Shadow banking merupakan aktivitas penghimpunan dan penyaluran dana pihak ketiga seperti layaknya bank konvensional. Namun, berbeda dengan aktivitas perbankan konvensional, aktivitas shadow banking mendapatkan pengawasan yang lebih rendah dan cenderung memiliki risiko yang lebih tinggi.

Permasalahan shadow banking di China merupakan salah satu risiko yang bisa membawa perekonomian dunia ke dalam jurang krisis. Moody's melaporkan bahwa nilai shadow banking di China per semester I-2017 adalah sebesar US$ 9,72 triliun. Jika dikonversi dengan menggunakan kurs Rp 15.000/dolar AS, nilainya adalah sebesar Rp 145.800 triliun.

Selain itu, 3 tokoh penting di pasar keuangan China yakni Gubernur People's Bank of China, Gubernur China Securities Regulatory Commission Liu Shiyu, dan Gubernur China Banking and Insurance Regulatory Commission kompak menyuarakan dukungannya bagi pasar saham.

Beberapa langkah tercatat diambil oleh mereka guna mendukung kinerja pasar saham domestik, salah satunya dengan merilis rancangan regulasi yang memperbolehkan anak usaha bank yang berbentuk wealth management untuk secara langsung berinvestasi ke pasar saham.

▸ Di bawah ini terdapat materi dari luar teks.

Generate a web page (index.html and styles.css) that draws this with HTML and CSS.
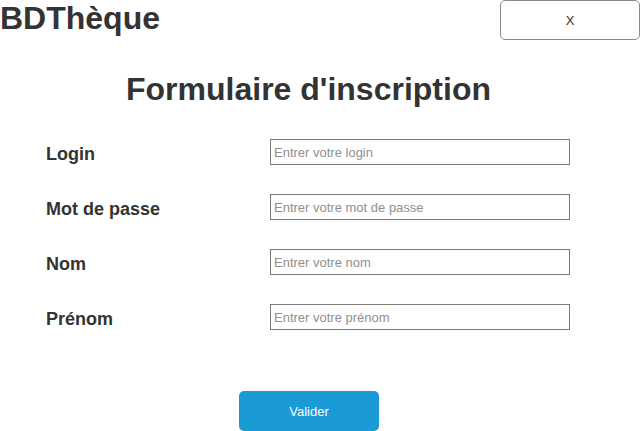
FILE: index.html
```html
<!DOCTYPE html>
<html lang="fr">
<head>
<meta charset="utf-8">
<title>BDThèque - Inscription</title>
<link rel="stylesheet" href="styles.css">
</head>
<body>
<header class="top">
  <div class="brand">BDThèque</div>
  <button class="close" type="button">X</button>
</header>
<main class="main">
  <h1 class="title">Formulaire d'inscription</h1>
  <form class="form">
    <div class="row">
      <label class="label" for="login">Login</label>
      <input class="field" id="login" type="text" placeholder="Entrer votre login">
    </div>
    <div class="row">
      <label class="label" for="mdp">Mot de passe</label>
      <input class="field" id="mdp" type="password" placeholder="Entrer votre mot de passe">
    </div>
    <div class="row">
      <label class="label" for="nom">Nom</label>
      <input class="field" id="nom" type="text" placeholder="Entrer votre nom">
    </div>
    <div class="row">
      <label class="label" for="prenom">Prénom</label>
      <input class="field" id="prenom" type="text" placeholder="Entrer votre prénom">
    </div>
    <div class="actions">
      <button class="submit" type="button">Valider</button>
    </div>
  </form>
</main>
</body>
</html>
```

FILE: styles.css
```css
* { box-sizing: border-box; }
html, body { margin: 0; padding: 0; background: #fff; }
body {
  font-family: "Liberation Sans", Arial, sans-serif;
  color: #333;
  width: 640px;
  height: 431px;
  overflow: hidden;
}
.top {
  display: flex;
  justify-content: space-between;
  align-items: flex-start;
  height: 40px;
}
.brand {
  font-size: 32px;
  font-weight: bold;
  line-height: 37px;
  color: #333;
}
.close {
  width: 140px;
  height: 40px;
  background: #fff;
  border: 1px solid #8a8a8a;
  border-radius: 5px;
  font-family: "Liberation Sans", Arial, sans-serif;
  font-size: 13px;
  color: #333;
  padding: 0;
}
.main {
  width: 617px;
}
.title {
  margin: 31px 0 0;
  font-size: 32px;
  line-height: 37px;
  font-weight: bold;
  text-align: center;
  color: #333;
}
.form {
  margin-top: 31px;
  padding-left: 46px;
  display: flex;
  flex-direction: column;
  gap: 24px;
}
.row {
  display: grid;
  grid-template-columns: 224px 300px;
  align-items: start;
}
.label {
  font-size: 18px;
  font-weight: bold;
  line-height: 31px;
  color: #333;
}
.field {
  width: 300px;
  height: 26px;
  border: 1px solid #7a7a7a;
  border-radius: 0;
  padding: 0 3px;
  font-family: "Liberation Sans", Arial, sans-serif;
  font-size: 13px;
  color: #333;
  outline: none;
}
.field::placeholder { color: #8f8f8f; }
.actions {
  margin-top: 32px;
  margin-left: -46px;
  display: flex;
  justify-content: center;
  padding-left: 1px;
}
.submit {
  width: 140px;
  height: 40px;
  background: #1a9bd6;
  border: none;
  border-radius: 5px;
  color: #fff;
  font-family: "Liberation Sans", Arial, sans-serif;
  font-size: 13px;
  padding: 0;
}
```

Dari dalam negeri, positifnya rilis kinerja keuangan PT Bank Mandiri Tbk (BMRI) yang tak juga direspons positif membuat bursa saham dalam negeri tak bisa menguat terlalu banyak. Pada penutupan perdagangan hari ini, harga saham BMRI ditutup flat di level Rp 6.450/saham. Harga saham BMRI pada perdagangan intraday sempat melemah ke level Rp 6.375/saham.

Terhitung sejak mengumumkan kinerja keuangan pada hari Rabu (17/10/2018) hingga akhir perdagangan hari ini, harga saham BMRI melemah 0,78%.

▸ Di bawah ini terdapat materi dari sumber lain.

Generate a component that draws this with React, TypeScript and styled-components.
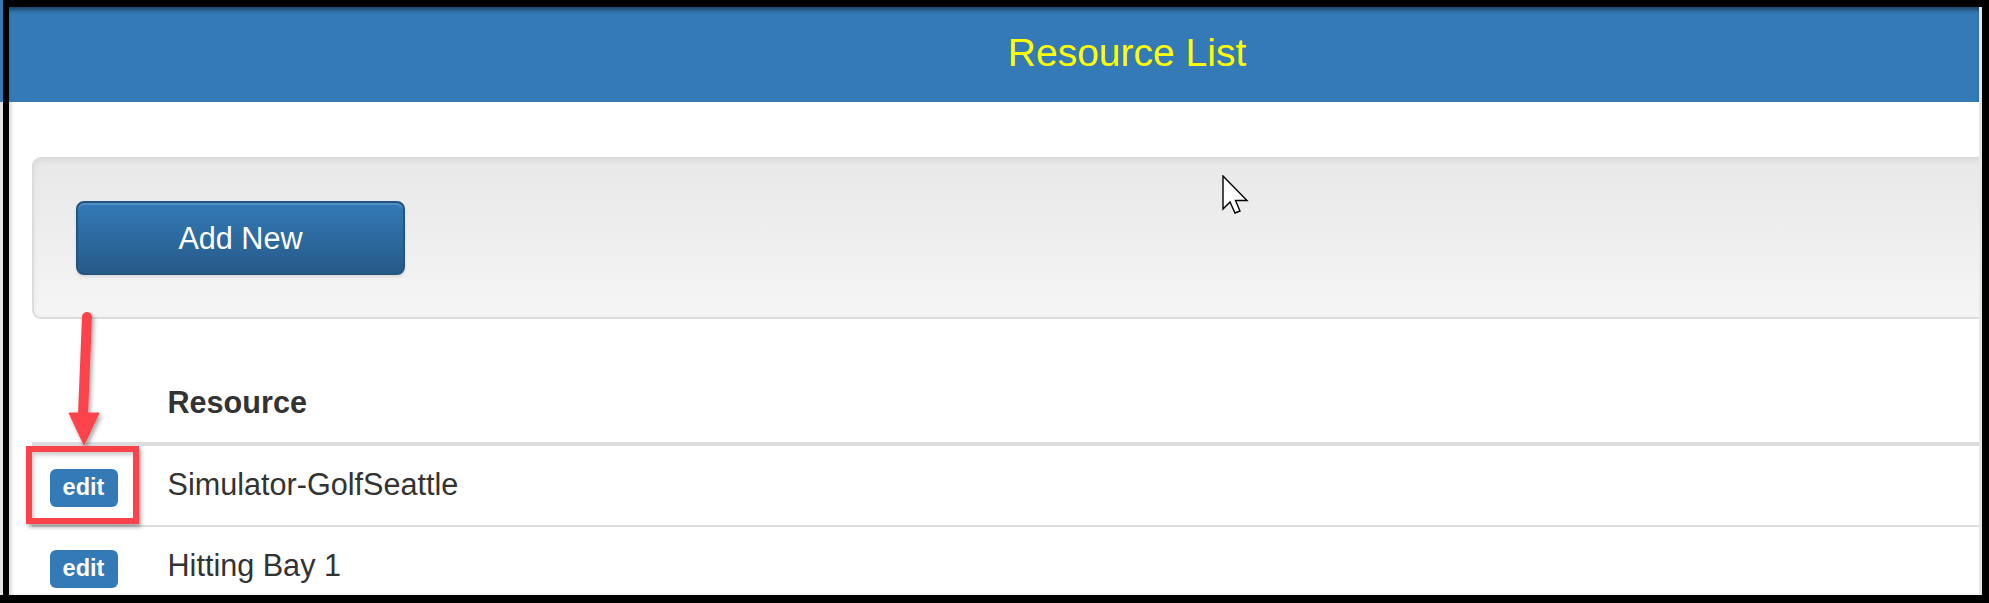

Sepanjang kuartal III-2018, bank pimpinan Kartika Wirjoatmodjo ini membukukan pendapatan bunga bersih/net interest income (NIM) sebesar Rp 13,9 triliun, mengalahkan konsensus yang dihimpun Reuters sebesar Rp 13,6 triliun. Sementara itu, laba bersih tercatat sebesar Rp 5,9 triliun, di atas estimasi yang sebesar Rp 5,3 triliun.

Sejumlah indikator pun menunjukkan perbaikan pada 9 bulan pertama tahun ini jika dibandingkan dengan periode yang sama tahun sebelumnya. Return on equity (ROE) melejit 135 bps menjadi 14,1%, dari yang sebelumnya 12,8%, sementara non-performing loan (NPL) turun 74 bps menjadi 3%, dari yang sebelumnya 3,8%. Terakhir, penyaluran kredit melesat 13,8% YoY sepanjang 9 bulan pertama tahun ini, jauh membaik dibandingkan capaian tahun 2017 yang sebesar 9,8% YoY saja.

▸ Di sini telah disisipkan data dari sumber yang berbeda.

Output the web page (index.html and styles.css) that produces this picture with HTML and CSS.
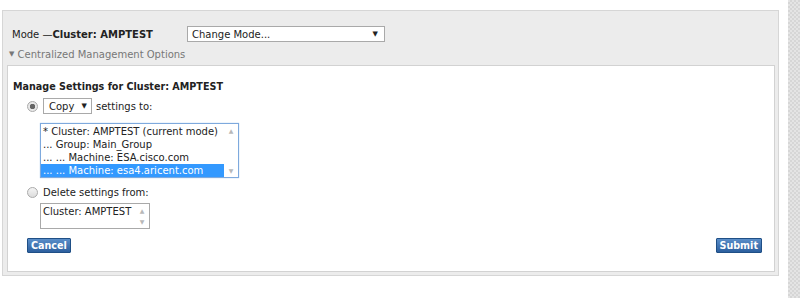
FILE: index.html
```html
<!DOCTYPE html>
<html lang="en">
<head>
  <meta charset="UTF-8" />
  <title>Centralized Management</title>
  <link rel="stylesheet" href="styles.css">
</head>
<body>
  <div class="page">
    <div class="panel">
      <div class="mode-row">
        <span class="mode-label">Mode &mdash;<b>Cluster: AMPTEST</b></span>
        <div class="select mode-select">
          <span>Change Mode...</span>
          <span class="arrow">&#9660;</span>
        </div>
      </div>
      <div class="options-toggle"><span class="tri">&#9660;</span> Centralized Management Options</div>

      <div class="box">
        <h3>Manage Settings for Cluster: AMPTEST</h3>

        <div class="choice">
          <span class="radio checked"></span>
          <div class="select copy-select">
            <span>Copy</span>
            <span class="arrow">&#9660;</span>
          </div>
          <span>settings to:</span>
        </div>
        <div class="listbox big">
          <ul>
            <li>* Cluster: AMPTEST (current mode)</li>
            <li>... Group: Main_Group</li>
            <li>... ... Machine: ESA.cisco.com</li>
            <li class="sel">... ... Machine: esa4.aricent.com</li>
          </ul>
          <div class="scroll"><span>&#9650;</span><span>&#9660;</span></div>
        </div>

        <div class="choice del">
          <span class="radio"></span>
          <span>Delete settings from:</span>
        </div>
        <div class="listbox small">
          <ul>
            <li>Cluster: AMPTEST</li>
          </ul>
          <div class="scroll"><span>&#9650;</span><span>&#9660;</span></div>
        </div>

        <div class="buttons">
          <button>Cancel</button>
          <button>Submit</button>
        </div>
      </div>
    </div>
    <div class="side"></div>
  </div>
</body>
</html>
```

FILE: styles.css
```css
* {
  box-sizing: border-box;
  margin: 0;
  padding: 0;
}

body {
  font-family: "DejaVu Sans", Verdana, sans-serif;
  font-size: 10px;
  color: #222;
  background: #fff;
}

.page {
  display: flex;
  align-items: flex-start;
  height: 298px;
}

.panel {
  width: 777px;
  margin: 10px 0 0 2px;
  background: #ececec;
  border: 1px solid #d6d6d6;
  padding: 0 3px 3px 4px;
}

.side {
  width: 12px;
  height: 298px;
  margin-left: 9px;
  background-color: #e4e4e4;
  background-image:
    linear-gradient(45deg, #d6d6d6 25%, transparent 25%, transparent 75%, #d6d6d6 75%),
    linear-gradient(45deg, #d6d6d6 25%, transparent 25%, transparent 75%, #d6d6d6 75%);
  background-size: 4px 4px;
  background-position: 0 0, 2px 2px;
}

.mode-row {
  display: flex;
  align-items: center;
  height: 38px;
  padding: 8px 0 0 5px;
}

.mode-label {
  width: 175px;
  font-size: 10px;
}

.mode-label b {
  font-weight: bold;
}

.select {
  display: flex;
  justify-content: space-between;
  align-items: center;
  background: #fff;
  border: 1px solid #a9a9a9;
  font-size: 10px;
  padding: 0 6px 0 4px;
}

.select .arrow {
  font-size: 7px;
}

.mode-select {
  width: 198px;
  height: 16px;
}

.options-toggle {
  color: #777;
  font-size: 10px;
  height: 16px;
  padding-left: 2px;
}

.tri {
  font-size: 7px;
  vertical-align: 2px;
}

.box {
  background: #fff;
  border: 1px solid #d2d2d2;
  height: 207px;
  padding: 15px 12px 0 5px;
  display: flex;
  flex-direction: column;
}

.box h3 {
  font-size: 9.6px;
  font-weight: bold;
  margin-bottom: 6px;
}

.choice {
  display: flex;
  align-items: center;
  gap: 4px;
  padding-left: 14px;
  font-size: 10px;
}

.radio {
  width: 11px;
  height: 11px;
  border-radius: 50%;
  border: 1px solid #aaa;
  background: linear-gradient(#f4f4f4, #dcdcdc);
  margin-right: 1px;
}

.radio.checked {
  background: radial-gradient(circle, #666 0 2.5px, #e8e8e8 3px);
}

.copy-select {
  width: 49px;
  height: 16px;
  padding: 0 4px 0 5px;
}

.listbox {
  display: flex;
  margin: 9px 0 0 27px;
  border: 1px solid #a9a9a9;
  background: #fff;
  font-size: 10px;
  line-height: 13px;
}

.listbox.big {
  width: 199px;
  height: 55px;
  border-color: #7ea9dd;
  box-shadow: 0 0 1px #9cc0ea;
}

.listbox.small {
  width: 110px;
  height: 26px;
  margin-top: 5px;
}

.listbox ul {
  list-style: none;
  flex: 1;
  padding-top: 1px;
}

.listbox li {
  padding-left: 2px;
  white-space: nowrap;
}

.listbox li.sel {
  background: #3399ff;
  color: #fff;
}

.scroll {
  width: 14px;
  display: flex;
  flex-direction: column;
  justify-content: space-between;
  align-items: center;
  color: #b8b8b8;
  font-size: 6px;
  line-height: 8px;
  padding: 3px 0 2px;
}

.choice.del {
  margin-top: 9px;
}

.buttons {
  display: flex;
  justify-content: space-between;
  margin-top: 9px;
  padding-left: 14px;
}

button {
  font-family: "DejaVu Sans", Verdana, sans-serif;
  font-size: 9.6px;
  font-weight: bold;
  color: #fff;
  height: 15px;
  padding: 0 3px;
  background: linear-gradient(#5a8ec9, #2c5f9e);
  border: 1px solid #1f4f86;
  border-radius: 1px;
}
```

Ada kemungkinan, kenaikan harga saham BMRI yang sangat pesat tahun lalu membuat valuasinya berada di level yang relatif tinggi sehingga walaupun kinerja keuangannya positif, sahamnya tak menjadi buruan investor. Sepanjang tahun lalu, harga saham BMRI sudah meroket 38,2%.

Sementara itu, harga saham PT Bank Central Asia Tbk (BBCA) justru melemah 0,96% dan menjadikannya saham dengan kontribusi negatif terbesar bagi IHSG. Bisa jadi, performa negatif dari saham BMRI dalam beberapa hari terakhir ikut merembet ke kompetitornya.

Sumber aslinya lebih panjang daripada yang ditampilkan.